April 22, 2014
After biking the Ironman Wisconsin bike course and dealing with those hills, I thought it might be time to understand my own gearing better. And I said I would post more about gears soon – so here you go! This won’t be the most exciting post you’ll read, but I’ll try to keep it from being too boring.
First, watch the video below – it’s pretty much the best video explanation of gearing that I’ve ever seen. (You will probably have to go to the actual website, or, if it doesn’t play, search You Tube for “Bicycle Gears Explained” and it should be the first or second video that pops up, by Terrycycles). It’s fairly short and tolerable, I promise!
Ok, so you watched the video, right? Well, let’s recap just in case you didn’t even though I’m sure you did. Back when bikes were first created they looked like this:
The pedals in the old bikes before gears were attached right to the wheel, for a 1:1 gear ratio – one turn of the pedals = 1 turn of the wheels. Thus, the size (or diameter) of the wheel mattered, as a bigger wheel was harder to turn over, and this is known as wheel inches.

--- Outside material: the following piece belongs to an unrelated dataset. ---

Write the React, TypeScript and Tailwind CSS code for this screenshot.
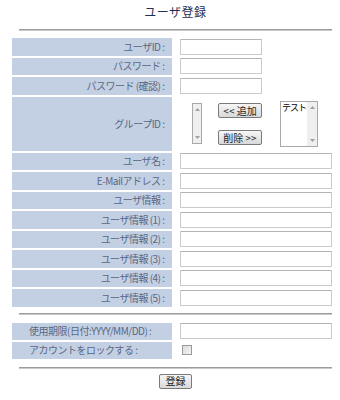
import React from "react";

const font = { fontFamily: '"Noto Sans CJK JP", "Liberation Sans", sans-serif' };

const labelCls =
  "bg-[#c3d0e4] text-[#5b6781] text-[10px] leading-[12px] tracking-[-0.5px] font-normal flex items-center justify-end pr-[7px] whitespace-nowrap";

function Hr() {
  return <div className="ml-[19px] w-[313px] h-[2px] border-t border-t-[#9c9c9c] border-b border-b-[#c9c9c9]" />;
}

function Input({ w }: { w: string }) {
  return (
    <div
      className={`${w} h-[16px] bg-white border border-[#cacaca] border-t-[#b4b4b4] rounded-[1px]`}
    />
  );
}

function UpArrow() {
  return (
    <svg width="5" height="3" viewBox="0 0 5 3" className="block">
      <path d="M0 3 L2.5 0 L5 3 Z" fill="#a0a0a0" />
    </svg>
  );
}
function DownArrow() {
  return (
    <svg width="5" height="3" viewBox="0 0 5 3" className="block">
      <path d="M0 0 L2.5 3 L5 0 Z" fill="#a0a0a0" />
    </svg>
  );
}

function Scrollbar({ cls }: { cls: string }) {
  return (
    <div className={`${cls} shrink-0 flex flex-col items-center justify-between py-[4px] bg-[#efefef]`}>
      <UpArrow />
      <DownArrow />
    </div>
  );
}

function Btn({ children, w, h }: { children: React.ReactNode; w: string; h: string }) {
  return (
    <div
      className={`${w} ${h} flex items-center justify-center border border-[#7a7a7a] rounded-[2px] bg-gradient-to-b from-[#f6f6f6] to-[#d9d9d9] text-[10px] leading-[10px] text-[#222] whitespace-nowrap`}
    >
      {children}
    </div>
  );
}

export default function App() {
  const shortRows = ["ユーザID :", "パスワード :", "パスワード (確認) :"];
  const longRows = [
    "ユーザ名 :",
    "E-Mailアドレス :",
    "ユーザ情報 :",
    "ユーザ情報 (1) :",
    "ユーザ情報 (2) :",
    "ユーザ情報 (3) :",
    "ユーザ情報 (4) :",
    "ユーザ情報 (5) :",
  ];

  return (
    <div className="w-[340px] h-[400px] bg-white" style={font}>
      <div className="pt-[5px] ml-[19px] w-[313px] h-[19px] text-center text-[12px] leading-[14px] font-normal text-[#1f2f55] tracking-[0.5px]">
        ユーザ登録
      </div>
      <div className="mt-[10px]">
        <Hr />
      </div>

      <div className="mt-[7px] ml-[12px] w-[320px] grid grid-cols-[159.5px_158.5px] gap-x-[2px] gap-y-[2px]">
        {shortRows.map((l) => (
          <React.Fragment key={l}>
            <div className={`${labelCls} h-[17.5px]`}>{l}</div>
            <div className="h-[17.5px] flex items-center pl-[6.5px]">
              <Input w="w-[82px]" />
            </div>
          </React.Fragment>
        ))}

        <div className={`${labelCls} h-[54px]`}>グループID :</div>
        <div className="h-[54px] flex items-center pl-[18.5px]">
          <div className="w-[10px] h-[41px] border border-[#a9a9a9] flex">
            <Scrollbar cls="w-full h-full" />
          </div>
          <div className="ml-[16px] flex flex-col gap-[12px] mt-[1px]">
            <Btn w="w-[44px]" h="h-[15px]">&lt;&lt; 追加</Btn>
            <Btn w="w-[44px]" h="h-[15px]">削除 &gt;&gt;</Btn>
          </div>
          <div className="ml-[18px] w-[38px] h-[46px] border border-[#a9a9a9] bg-white flex">
            <div className="flex-1 min-w-0 overflow-hidden whitespace-nowrap text-[9px] leading-[11px] text-black pl-[1px] tracking-[-1px]">
              テスト
            </div>
            <Scrollbar cls="w-[10px] h-full" />
          </div>
        </div>

        {longRows.map((l) => (
          <React.Fragment key={l}>
            <div className={`${labelCls} h-[17.5px]`}>{l}</div>
            <div className="h-[17.5px] flex items-center pl-[6.5px]">
              <Input w="w-[152px]" />
            </div>
          </React.Fragment>
        ))}
      </div>

      <div className="mt-[6px]">
        <Hr />
      </div>

      <div className="mt-[8px] ml-[12px] w-[320px] grid grid-cols-[159.5px_158.5px] gap-x-[2px] gap-y-[2px]">
        <div className={`${labelCls} !justify-start pl-[17px] h-[17px]`}>使用期限(日付:YYYY/MM/DD) :</div>
        <div className="h-[17px] flex items-center pl-[6.5px]">
          <Input w="w-[152px]" />
        </div>
        <div className={`${labelCls} !justify-start pl-[17px] h-[17px]`}>アカウントをロックする :</div>
        <div className="h-[17px] flex items-center pl-[8.5px]">
          <div className="w-[10px] h-[10px] border border-[#9a9a9a] bg-gradient-to-br from-[#dcdcdc] to-[#f4f4f4]" />
        </div>
      </div>

      <div className="mt-[8px]">
        <Hr />
      </div>

      <div className="mt-[5px] flex justify-center pl-[19px] pr-[8px]">
        <Btn w="w-[33px]" h="h-[15px]">登録</Btn>
      </div>
    </div>
  );
}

Alright, I’m going to take my best crack at interpreting “low” and “high” gears, based on this. The introduction of gears allows you to change how hard you need to work to push the pedals, much like if you could swap out the front wheel with different size wheels, with the “inches” corresponding to the size of the gears. Basically, a big wheel = many inches = big gear = harder to pedal, and a small wheel = fewer inches = lower gear = easier to pedal. So, Low gears are better when it’s harder to turn the wheel over – when you’re going uphill and you want it to be easier to turn the pedals – and high gears are better when it’s easy to turn the wheel over and you want it to be harder to turn the pedals – going downhill. Another, maybe easier, way to remember it is taken from Mr. Bike: “low = slow, high = spry (fast).
The next thing she does in the video is talk about how to determine what gear ratios and inches you have on your own bike. So I did this with my tri bike, Delores. Delores is a double, meaning I have two large chainrings in the front. She has a 52 tooth large ring and a 35 tooth smaller ring up there. In the back I have a 10 speed cassette, meaning I have 10 different cogs each with their own number of teeth. The number of teeth from smallest to largest is: 12, 13, 14, 15, 16, 17, 19, 21, 23, 25.
Now that I have that info…on to Sheldon Brown’s Bicycle Gear Calculator! I’ve used his website for many years for other things so I was already aware of this website. For a little background – Sheldon Brown was an amazing bicycle mechanic of Harris Cyclery in Massachusetts who published a huge website where you could geek out on just about any piece of bike hardware that you wanted. Sheldon passed away in 2008, but his shop and avid fans keep his page updated. And he has a calculator for determining your gear ratios on it, which you saw on the video. If you plug my details in to the calculator, you get the following table:
Following Shimano’s recommendation as noted in the video, I crossed out the gear combinations they do not want you to use with a 10-speed to reduce rubbing and stress on derailleurs, and I got this table:
So you can see – assuming I did this all correctly – I have only have two gear combinations that really overlap. I also have an amazing amount of variety of gear inches available to me. I guess I knew this intuitively, since I was gearing by feel mostly before this. Of course, I probably still will – it’s not like I’m going to be calculating anything fancy while trying to cycle up or down a hill. But it’s neat to see and may still make me a better cyclist as I feel more confident about which of my two chainrings to be on to get the high or low gear I’m seeking. Totally worth the time to do this.
Hope you had a good Easter and have some candy for me!